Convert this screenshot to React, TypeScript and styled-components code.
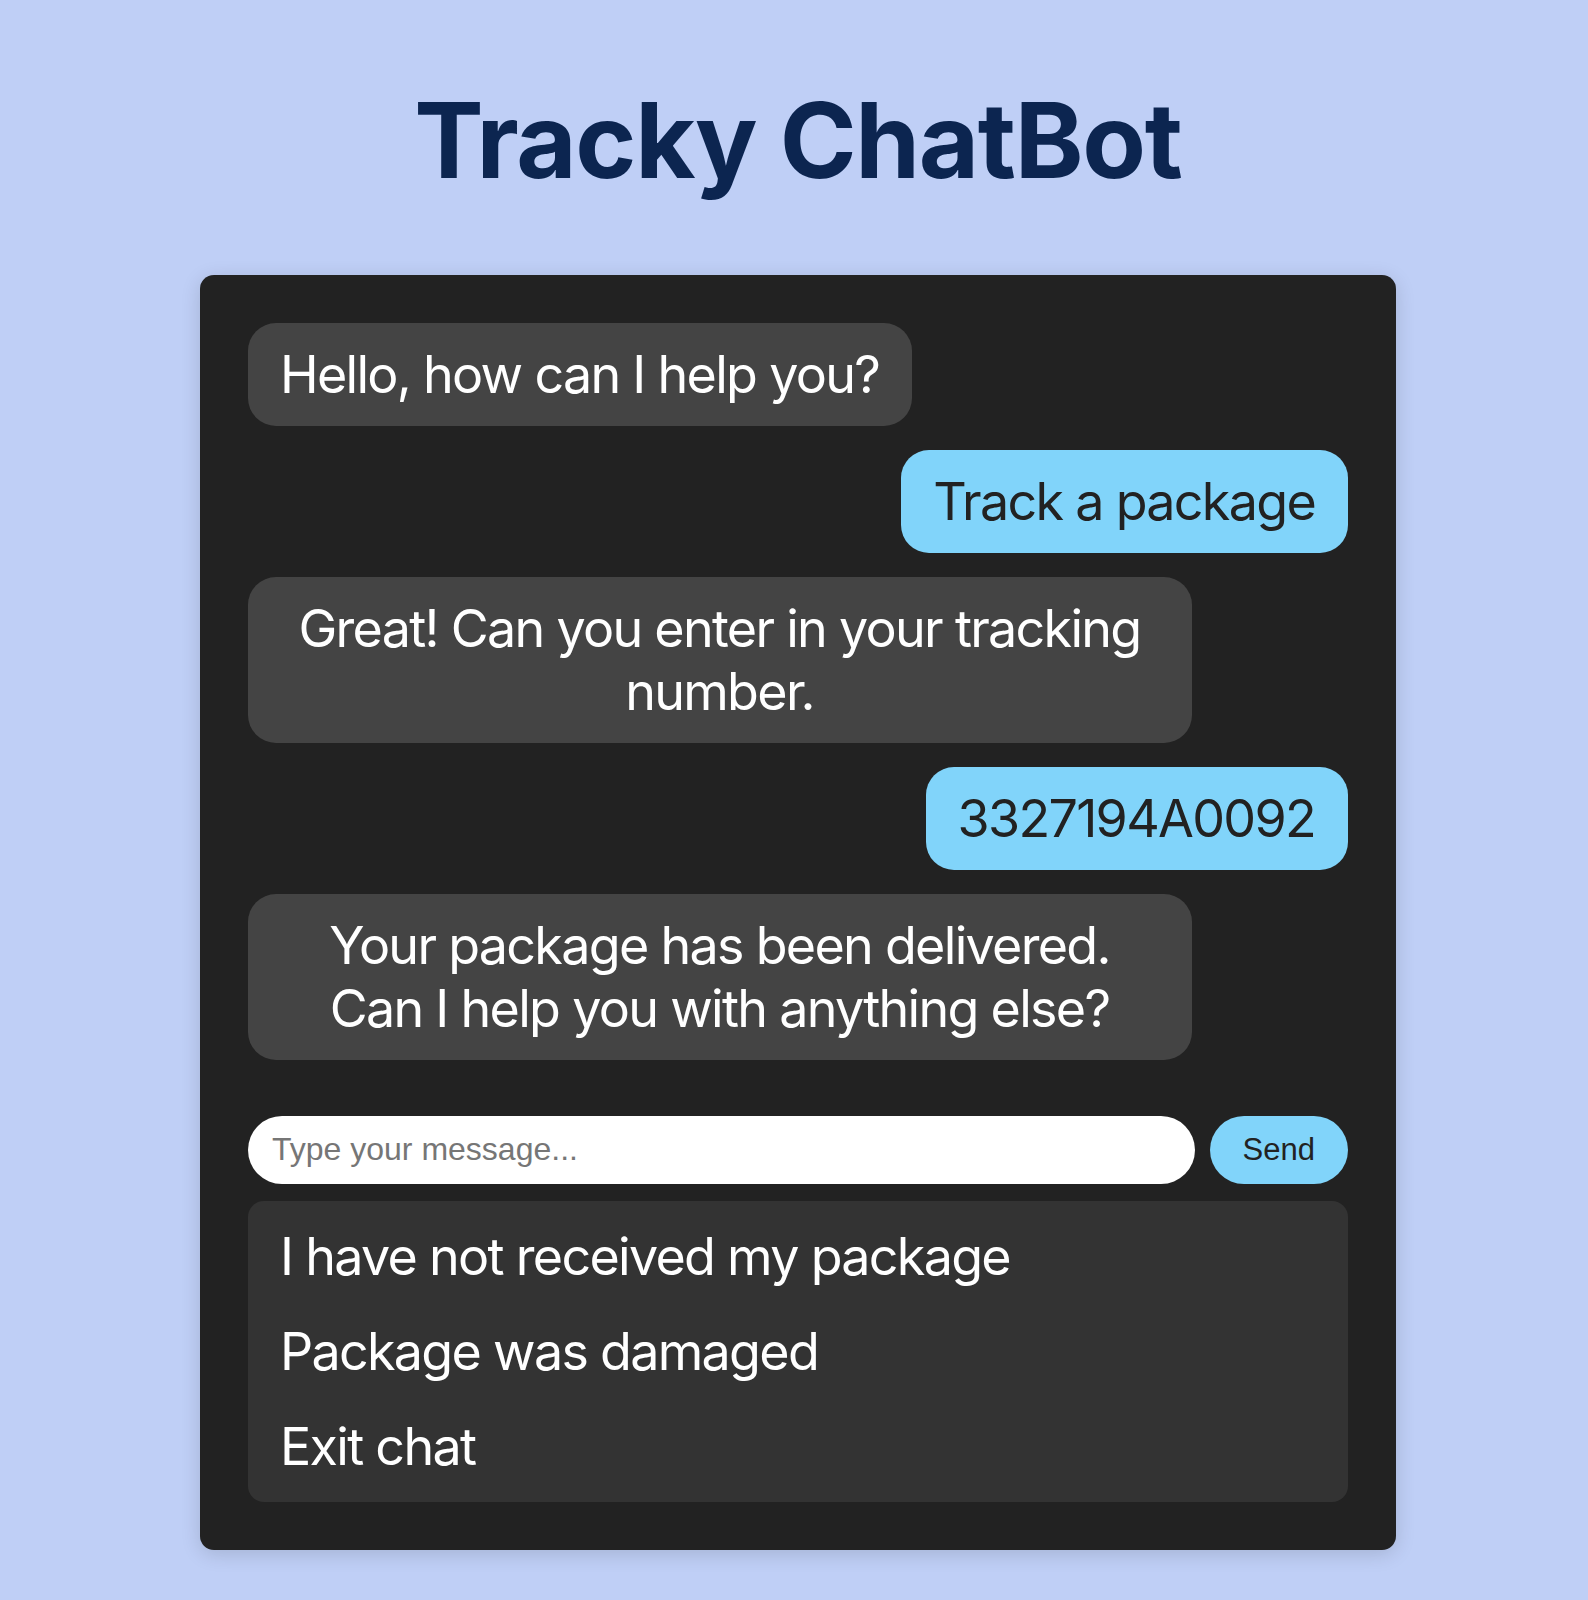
import React from "react";
import styled, { createGlobalStyle } from "styled-components";

const GlobalStyle = createGlobalStyle`
  html, body {
    margin: 0;
    padding: 0;
    background: #bfcff6;
  }
  * { box-sizing: border-box; }
`;

const Page = styled.div`
  min-height: 1600px;
  background: #bfcff6;
  display: flex;
  flex-direction: column;
  align-items: center;
  padding: 78px 0 40px 8px;
  font-family: Inter, "Noto Sans", sans-serif;
`;

const Title = styled.h1`
  margin: 0 0 72px;
  font-family: Inter, "Noto Sans", sans-serif;
  font-weight: 700;
  font-size: 104px;
  line-height: 1.2;
  color: #0c2550;
  letter-spacing: -1.3px;
`;

const Card = styled.div`
  width: 1196px;
  background: #222222;
  border-radius: 14px;
  padding: 48px;
  box-shadow: 0 4px 20px rgba(0, 0, 0, 0.14);
  display: flex;
  flex-direction: column;
`;

const Messages = styled.div`
  display: flex;
  flex-direction: column;
  gap: 24px;
  margin-bottom: 56px;
`;

const Bubble = styled.div<{ $user?: boolean }>`
  align-self: ${(p) => (p.$user ? "flex-end" : "flex-start")};
  max-width: 944px;
  padding: 20px 33px 20px 32px;
  border-radius: 28px;
  background: ${(p) => (p.$user ? "#81d4fa" : "#444444")};
  color: ${(p) => (p.$user ? "#222222" : "#ffffff")};
  font-size: 52px;
  line-height: 63px;
  text-align: center;
  letter-spacing: -1.7px;
`;

const InputRow = styled.div`
  display: flex;
  gap: 15px;
  height: 68px;
  margin-bottom: 17px;
`;

const TextInput = styled.input`
  flex: 1;
  height: 68px;
  border: none;
  outline: none;
  border-radius: 34px;
  background: #ffffff;
  padding: 0 24px;
  font-family: "Liberation Sans", Arial, sans-serif;
  font-size: 32px;
  color: #222;
  &::placeholder {
    color: #767676;
  }
`;

const SendButton = styled.button`
  height: 68px;
  border: none;
  border-radius: 34px;
  background: #81d4fa;
  color: #222222;
  padding: 0 33px;
  font-family: "Liberation Sans", Arial, sans-serif;
  font-size: 31px;
  cursor: pointer;
`;

const Options = styled.div`
  background: #333333;
  border-radius: 16px;
  padding: 8px 32px;
  display: flex;
  flex-direction: column;
`;

const Option = styled.div`
  padding: 16px 0;
  color: #ffffff;
  font-size: 52px;
  line-height: 63px;
  letter-spacing: -1.7px;
  cursor: pointer;
`;

const messages: { text: string; user?: boolean }[] = [
  { text: "Hello, how can I help you?" },
  { text: "Track a package", user: true },
  { text: "Great! Can you enter in your tracking number." },
  { text: "3327194A0092", user: true },
  { text: "Your package has been delivered. Can I help you with anything else?" },
];

const options = ["I have not received my package", "Package was damaged", "Exit chat"];

export default function App() {
  return (
    <>
      <GlobalStyle />
      <Page>
        <Title>Tracky ChatBot</Title>
        <Card>
          <Messages>
            {messages.map((m, i) => (
              <Bubble key={i} $user={m.user}>
                {m.text}
              </Bubble>
            ))}
          </Messages>
          <InputRow>
            <TextInput placeholder="Type your message..." />
            <SendButton>Send</SendButton>
          </InputRow>
          <Options>
            {options.map((o) => (
              <Option key={o}>{o}</Option>
            ))}
          </Options>
        </Card>
      </Page>
    </>
  );
}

===============

**EXERCISE INSTRUCTIONS**
Reproduce the full listing faithfully, but do not carry over any pictures.

**EXERCISE ANSWER**
Convert this screenshot to React, TypeScript and styled-components code.
import React from "react";
import styled, { createGlobalStyle } from "styled-components";

const GlobalStyle = createGlobalStyle`
  html, body {
    margin: 0;
    padding: 0;
    background: #bfcff6;
  }
  * { box-sizing: border-box; }
`;

const Page = styled.div`
  min-height: 1600px;
  background: #bfcff6;
  display: flex;
  flex-direction: column;
  align-items: center;
  padding: 78px 0 40px 8px;
  font-family: Inter, "Noto Sans", sans-serif;
`;

const Title = styled.h1`
  margin: 0 0 72px;
  font-family: Inter, "Noto Sans", sans-serif;
  font-weight: 700;
  font-size: 104px;
  line-height: 1.2;
  color: #0c2550;
  letter-spacing: -1.3px;
`;

const Card = styled.div`
  width: 1196px;
  background: #222222;
  border-radius: 14px;
  padding: 48px;
  box-shadow: 0 4px 20px rgba(0, 0, 0, 0.14);
  display: flex;
  flex-direction: column;
`;

const Messages = styled.div`
  display: flex;
  flex-direction: column;
  gap: 24px;
  margin-bottom: 56px;
`;

const Bubble = styled.div<{ $user?: boolean }>`
  align-self: ${(p) => (p.$user ? "flex-end" : "flex-start")};
  max-width: 944px;
  padding: 20px 33px 20px 32px;
  border-radius: 28px;
  background: ${(p) => (p.$user ? "#81d4fa" : "#444444")};
  color: ${(p) => (p.$user ? "#222222" : "#ffffff")};
  font-size: 52px;
  line-height: 63px;
  text-align: center;
  letter-spacing: -1.7px;
`;

const InputRow = styled.div`
  display: flex;
  gap: 15px;
  height: 68px;
  margin-bottom: 17px;
`;

const TextInput = styled.input`
  flex: 1;
  height: 68px;
  border: none;
  outline: none;
  border-radius: 34px;
  background: #ffffff;
  padding: 0 24px;
  font-family: "Liberation Sans", Arial, sans-serif;
  font-size: 32px;
  color: #222;
  &::placeholder {
    color: #767676;
  }
`;

const SendButton = styled.button`
  height: 68px;
  border: none;
  border-radius: 34px;
  background: #81d4fa;
  color: #222222;
  padding: 0 33px;
  font-family: "Liberation Sans", Arial, sans-serif;
  font-size: 31px;
  cursor: pointer;
`;

const Options = styled.div`
  background: #333333;
  border-radius: 16px;
  padding: 8px 32px;
  display: flex;
  flex-direction: column;
`;

const Option = styled.div`
  padding: 16px 0;
  color: #ffffff;
  font-size: 52px;
  line-height: 63px;
  letter-spacing: -1.7px;
  cursor: pointer;
`;

const messages: { text: string; user?: boolean }[] = [
  { text: "Hello, how can I help you?" },
  { text: "Track a package", user: true },
  { text: "Great! Can you enter in your tracking number." },
  { text: "3327194A0092", user: true },
  { text: "Your package has been delivered. Can I help you with anything else?" },
];

const options = ["I have not received my package", "Package was damaged", "Exit chat"];

export default function App() {
  return (
    <>
      <GlobalStyle />
      <Page>
        <Title>Tracky ChatBot</Title>
        <Card>
          <Messages>
            {messages.map((m, i) => (
              <Bubble key={i} $user={m.user}>
                {m.text}
              </Bubble>
            ))}
          </Messages>
          <InputRow>
            <TextInput placeholder="Type your message..." />
            <SendButton>Send</SendButton>
          </InputRow>
          <Options>
            {options.map((o) => (
              <Option key={o}>{o}</Option>
            ))}
          </Options>
        </Card>
      </Page>
    </>
  );
}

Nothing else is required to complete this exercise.